DATA SEGMENT ::
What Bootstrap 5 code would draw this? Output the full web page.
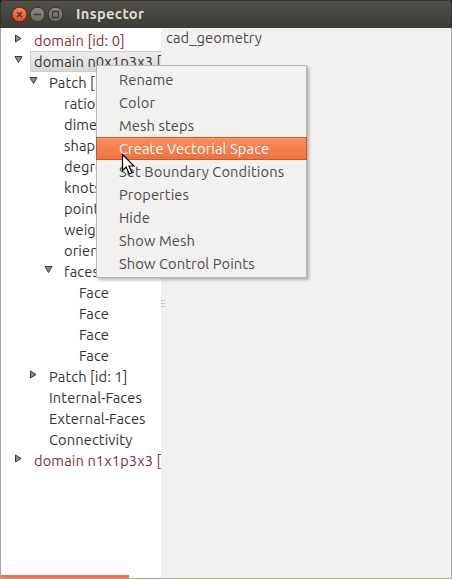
<!DOCTYPE html>
<html lang="en">
<head>
<meta charset="utf-8">
<title>Inspector</title>
<link href="https://cdn.jsdelivr.net/npm/bootstrap@5.3.0/dist/css/bootstrap.min.css" rel="stylesheet">
<style>
body{width:452px;height:579px;background:#3a1020;font-family:Ubuntu,"Noto Sans","Open Sans",sans-serif;font-size:14.67px;color:#3c3c3c;line-height:21px;letter-spacing:.11px}
.window{height:579px;border:1px solid #aca6a0;border-top:0;background:#f2f1f0;border-radius:5px 5px 0 0}
.titlebar{height:28px;margin:0 -1px;padding-left:12px;border-top:1px solid #33322e;border-radius:5px 5px 0 0;background:linear-gradient(#5b5a53 0,#504f49 1px,#3c3b37 100%);box-shadow:inset 1px 0 #35342f,inset -1px 0 #35342f}
.titlebar svg{display:block;margin-top:0}
.caption-text{font-weight:700;color:#dfdbd2;margin:-2px 0 0 12px;letter-spacing:.35px}
.tree{width:160px;background:#fff;padding-top:2px;color:#333}
.tree-row{height:21px;white-space:nowrap;padding-left:11px}
.tree-row svg{width:11px;height:11px;margin:-5px 0 0 0;flex:none}
.tree-row span{margin:-1px 0 0 11px}
.tree-row.leaf span{margin-left:22px}
.d1{padding-left:26px}.d2{padding-left:41px}.d3{padding-left:56px}
.changed{color:#853038}
.selected-row{background:linear-gradient(#f0efee,#d8d6d3) 29px 0 no-repeat}
.tree-row.selected-row span{align-self:stretch;margin:0 0 0 7px;padding-left:3px;flex:1;border:1px solid #d0cdca;border-right:0;line-height:19px}
.grip{width:5px;margin-top:272px}
.grip i{display:block;width:4px;height:1px;background:#c9c6c2;margin-bottom:2px}
.scroll-thumb{height:3px;width:128px;background:#e9794c}
.heading-area{margin-top:-1px;color:#4c4c4c}
.menu{left:96px;top:65px;width:211px;height:213px;padding:2px 0;background:#f2f1f0;border:1px solid #bab7b3;box-shadow:2px 2px 3px rgba(0,0,0,.28);color:#4c4c4c}
.menu-entry{height:23px;line-height:23px;padding-left:22px;white-space:nowrap}
.menu-entry.active{margin:0 -1px;line-height:21px;border:1px solid #c4582c;background:linear-gradient(#f88e60,#f1713d);color:#fff;box-shadow:inset 0 1px #fa9c74}
.pointer{left:121px;top:153px}
</style>
<script src="https://cdn.jsdelivr.net/npm/bootstrap@5.3.0/dist/js/bootstrap.bundle.min.js"></script>
</head>
<body class="m-0 overflow-hidden position-relative">
<svg class="position-absolute" width="0" height="0"><defs>
<linearGradient id="red" x2="0" y2="1"><stop stop-color="#f88761"/><stop offset="1" stop-color="#e4491a"/></linearGradient>
<linearGradient id="gray" x2="0" y2="1"><stop stop-color="#8d8b83"/><stop offset="1" stop-color="#68665f"/></linearGradient>
<symbol id="shut" viewBox="0 0 11 11"><path d="M3.5 2v7l5.5-3.5z" fill="#8a8a8a" stroke="#3c3c3c"/></symbol>
<symbol id="open" viewBox="0 0 11 11"><path d="M3 2.500h7L6.500 8.500z" fill="#8a8a8a" stroke="#3c3c3c"/></symbol>
</defs></svg>
<main class="window d-flex flex-column">
<header class="titlebar d-flex align-items-center flex-shrink-0">
<svg width="52" height="17" viewBox="0 0 52 17"><g stroke="#32312d"><circle cx="7.500" cy="8.500" r="7.300" fill="url(#red)" stroke="#5b2a19"/><circle cx="25.500" cy="8.500" r="7.300" fill="url(#gray)"/><circle cx="43.500" cy="8.500" r="7.300" fill="url(#gray)"/></g><path d="M5 6l5 5m0-5l-5 5M22 8.500h7M40.500 5.500h6v6h-6z" fill="none" stroke="#3c3b37" stroke-width="1.300"/></svg>
<span class="caption-text">Inspector</span>
</header>
<div class="d-flex flex-grow-1">
<nav class="tree d-flex flex-column overflow-hidden">
<div class="tree-row d-flex align-items-center changed"><svg><use href="#shut"/></svg><span>domain [id: 0]</span></div>
<div class="tree-row d-flex align-items-center selected-row"><svg><use href="#open"/></svg><span>domain n0x1p3x3 [</span></div>
<div class="tree-row d-flex align-items-center d1"><svg><use href="#open"/></svg><span>Patch [</span></div>
<div class="tree-row d-flex align-items-center d2 leaf"><span>ratio</span></div>
<div class="tree-row d-flex align-items-center d2 leaf"><span>dime</span></div>
<div class="tree-row d-flex align-items-center d2 leaf"><span>shap</span></div>
<div class="tree-row d-flex align-items-center d2 leaf"><span>degre</span></div>
<div class="tree-row d-flex align-items-center d2 leaf"><span>knots</span></div>
<div class="tree-row d-flex align-items-center d2 leaf"><span>point</span></div>
<div class="tree-row d-flex align-items-center d2 leaf"><span>weigh</span></div>
<div class="tree-row d-flex align-items-center d2 leaf"><span>orien</span></div>
<div class="tree-row d-flex align-items-center d2"><svg><use href="#open"/></svg><span>faces</span></div>
<div class="tree-row d-flex align-items-center d3 leaf"><span>Face</span></div>
<div class="tree-row d-flex align-items-center d3 leaf"><span>Face</span></div>
<div class="tree-row d-flex align-items-center d3 leaf"><span>Face</span></div>
<div class="tree-row d-flex align-items-center d3 leaf"><span>Face</span></div>
<div class="tree-row d-flex align-items-center d1"><svg><use href="#shut"/></svg><span>Patch [id: 1]</span></div>
<div class="tree-row d-flex align-items-center d1 leaf"><span>Internal-Faces</span></div>
<div class="tree-row d-flex align-items-center d1 leaf"><span>External-Faces</span></div>
<div class="tree-row d-flex align-items-center d1 leaf"><span>Connectivity</span></div>
<div class="tree-row d-flex align-items-center changed"><svg><use href="#shut"/></svg><span>domain n1x1p3x3 [</span></div>
<div class="scroll-thumb mt-auto"></div>
</nav>
<div class="grip"><i></i><i></i><i></i></div>
<section class="heading-area">cad_geometry</section>
</div>
</main>
<div class="menu position-absolute">
<div class="menu-entry">Rename</div>
<div class="menu-entry">Color</div>
<div class="menu-entry">Mesh steps</div>
<div class="menu-entry active">Create Vectorial Space</div>
<div class="menu-entry">Set Boundary Conditions</div>
<div class="menu-entry">Properties</div>
<div class="menu-entry">Hide</div>
<div class="menu-entry">Show Mesh</div>
<div class="menu-entry">Show Control Points</div>
</div>
<svg class="pointer position-absolute" width="14" height="23" viewBox="0 0 14 23"><path d="M1.500 1.500v16l3.700-3.500 3 7 2.800-1.200-3-6.800h5z" fill="#fff" stroke="#000" stroke-width="1.200"/></svg>
</body>
</html>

THE PROBLEM :: From the material above, reproduce everything verbatim except the pictures.

RESULT BELOW ::
What Bootstrap 5 code would draw this? Output the full web page.
<!DOCTYPE html>
<html lang="en">
<head>
<meta charset="utf-8">
<title>Inspector</title>
<link href="https://cdn.jsdelivr.net/npm/bootstrap@5.3.0/dist/css/bootstrap.min.css" rel="stylesheet">
<style>
body{width:452px;height:579px;background:#3a1020;font-family:Ubuntu,"Noto Sans","Open Sans",sans-serif;font-size:14.67px;color:#3c3c3c;line-height:21px;letter-spacing:.11px}
.window{height:579px;border:1px solid #aca6a0;border-top:0;background:#f2f1f0;border-radius:5px 5px 0 0}
.titlebar{height:28px;margin:0 -1px;padding-left:12px;border-top:1px solid #33322e;border-radius:5px 5px 0 0;background:linear-gradient(#5b5a53 0,#504f49 1px,#3c3b37 100%);box-shadow:inset 1px 0 #35342f,inset -1px 0 #35342f}
.titlebar svg{display:block;margin-top:0}
.caption-text{font-weight:700;color:#dfdbd2;margin:-2px 0 0 12px;letter-spacing:.35px}
.tree{width:160px;background:#fff;padding-top:2px;color:#333}
.tree-row{height:21px;white-space:nowrap;padding-left:11px}
.tree-row svg{width:11px;height:11px;margin:-5px 0 0 0;flex:none}
.tree-row span{margin:-1px 0 0 11px}
.tree-row.leaf span{margin-left:22px}
.d1{padding-left:26px}.d2{padding-left:41px}.d3{padding-left:56px}
.changed{color:#853038}
.selected-row{background:linear-gradient(#f0efee,#d8d6d3) 29px 0 no-repeat}
.tree-row.selected-row span{align-self:stretch;margin:0 0 0 7px;padding-left:3px;flex:1;border:1px solid #d0cdca;border-right:0;line-height:19px}
.grip{width:5px;margin-top:272px}
.grip i{display:block;width:4px;height:1px;background:#c9c6c2;margin-bottom:2px}
.scroll-thumb{height:3px;width:128px;background:#e9794c}
.heading-area{margin-top:-1px;color:#4c4c4c}
.menu{left:96px;top:65px;width:211px;height:213px;padding:2px 0;background:#f2f1f0;border:1px solid #bab7b3;box-shadow:2px 2px 3px rgba(0,0,0,.28);color:#4c4c4c}
.menu-entry{height:23px;line-height:23px;padding-left:22px;white-space:nowrap}
.menu-entry.active{margin:0 -1px;line-height:21px;border:1px solid #c4582c;background:linear-gradient(#f88e60,#f1713d);color:#fff;box-shadow:inset 0 1px #fa9c74}
.pointer{left:121px;top:153px}
</style>
<script src="https://cdn.jsdelivr.net/npm/bootstrap@5.3.0/dist/js/bootstrap.bundle.min.js"></script>
</head>
<body class="m-0 overflow-hidden position-relative">
<svg class="position-absolute" width="0" height="0"><defs>
<linearGradient id="red" x2="0" y2="1"><stop stop-color="#f88761"/><stop offset="1" stop-color="#e4491a"/></linearGradient>
<linearGradient id="gray" x2="0" y2="1"><stop stop-color="#8d8b83"/><stop offset="1" stop-color="#68665f"/></linearGradient>
<symbol id="shut" viewBox="0 0 11 11"><path d="M3.5 2v7l5.5-3.5z" fill="#8a8a8a" stroke="#3c3c3c"/></symbol>
<symbol id="open" viewBox="0 0 11 11"><path d="M3 2.500h7L6.500 8.500z" fill="#8a8a8a" stroke="#3c3c3c"/></symbol>
</defs></svg>
<main class="window d-flex flex-column">
<header class="titlebar d-flex align-items-center flex-shrink-0">
<svg width="52" height="17" viewBox="0 0 52 17"><g stroke="#32312d"><circle cx="7.500" cy="8.500" r="7.300" fill="url(#red)" stroke="#5b2a19"/><circle cx="25.500" cy="8.500" r="7.300" fill="url(#gray)"/><circle cx="43.500" cy="8.500" r="7.300" fill="url(#gray)"/></g><path d="M5 6l5 5m0-5l-5 5M22 8.500h7M40.500 5.500h6v6h-6z" fill="none" stroke="#3c3b37" stroke-width="1.300"/></svg>
<span class="caption-text">Inspector</span>
</header>
<div class="d-flex flex-grow-1">
<nav class="tree d-flex flex-column overflow-hidden">
<div class="tree-row d-flex align-items-center changed"><svg><use href="#shut"/></svg><span>domain [id: 0]</span></div>
<div class="tree-row d-flex align-items-center selected-row"><svg><use href="#open"/></svg><span>domain n0x1p3x3 [</span></div>
<div class="tree-row d-flex align-items-center d1"><svg><use href="#open"/></svg><span>Patch [</span></div>
<div class="tree-row d-flex align-items-center d2 leaf"><span>ratio</span></div>
<div class="tree-row d-flex align-items-center d2 leaf"><span>dime</span></div>
<div class="tree-row d-flex align-items-center d2 leaf"><span>shap</span></div>
<div class="tree-row d-flex align-items-center d2 leaf"><span>degre</span></div>
<div class="tree-row d-flex align-items-center d2 leaf"><span>knots</span></div>
<div class="tree-row d-flex align-items-center d2 leaf"><span>point</span></div>
<div class="tree-row d-flex align-items-center d2 leaf"><span>weigh</span></div>
<div class="tree-row d-flex align-items-center d2 leaf"><span>orien</span></div>
<div class="tree-row d-flex align-items-center d2"><svg><use href="#open"/></svg><span>faces</span></div>
<div class="tree-row d-flex align-items-center d3 leaf"><span>Face</span></div>
<div class="tree-row d-flex align-items-center d3 leaf"><span>Face</span></div>
<div class="tree-row d-flex align-items-center d3 leaf"><span>Face</span></div>
<div class="tree-row d-flex align-items-center d3 leaf"><span>Face</span></div>
<div class="tree-row d-flex align-items-center d1"><svg><use href="#shut"/></svg><span>Patch [id: 1]</span></div>
<div class="tree-row d-flex align-items-center d1 leaf"><span>Internal-Faces</span></div>
<div class="tree-row d-flex align-items-center d1 leaf"><span>External-Faces</span></div>
<div class="tree-row d-flex align-items-center d1 leaf"><span>Connectivity</span></div>
<div class="tree-row d-flex align-items-center changed"><svg><use href="#shut"/></svg><span>domain n1x1p3x3 [</span></div>
<div class="scroll-thumb mt-auto"></div>
</nav>
<div class="grip"><i></i><i></i><i></i></div>
<section class="heading-area">cad_geometry</section>
</div>
</main>
<div class="menu position-absolute">
<div class="menu-entry">Rename</div>
<div class="menu-entry">Color</div>
<div class="menu-entry">Mesh steps</div>
<div class="menu-entry active">Create Vectorial Space</div>
<div class="menu-entry">Set Boundary Conditions</div>
<div class="menu-entry">Properties</div>
<div class="menu-entry">Hide</div>
<div class="menu-entry">Show Mesh</div>
<div class="menu-entry">Show Control Points</div>
</div>
<svg class="pointer position-absolute" width="14" height="23" viewBox="0 0 14 23"><path d="M1.500 1.500v16l3.700-3.500 3 7 2.800-1.200-3-6.800h5z" fill="#fff" stroke="#000" stroke-width="1.200"/></svg>
</body>
</html>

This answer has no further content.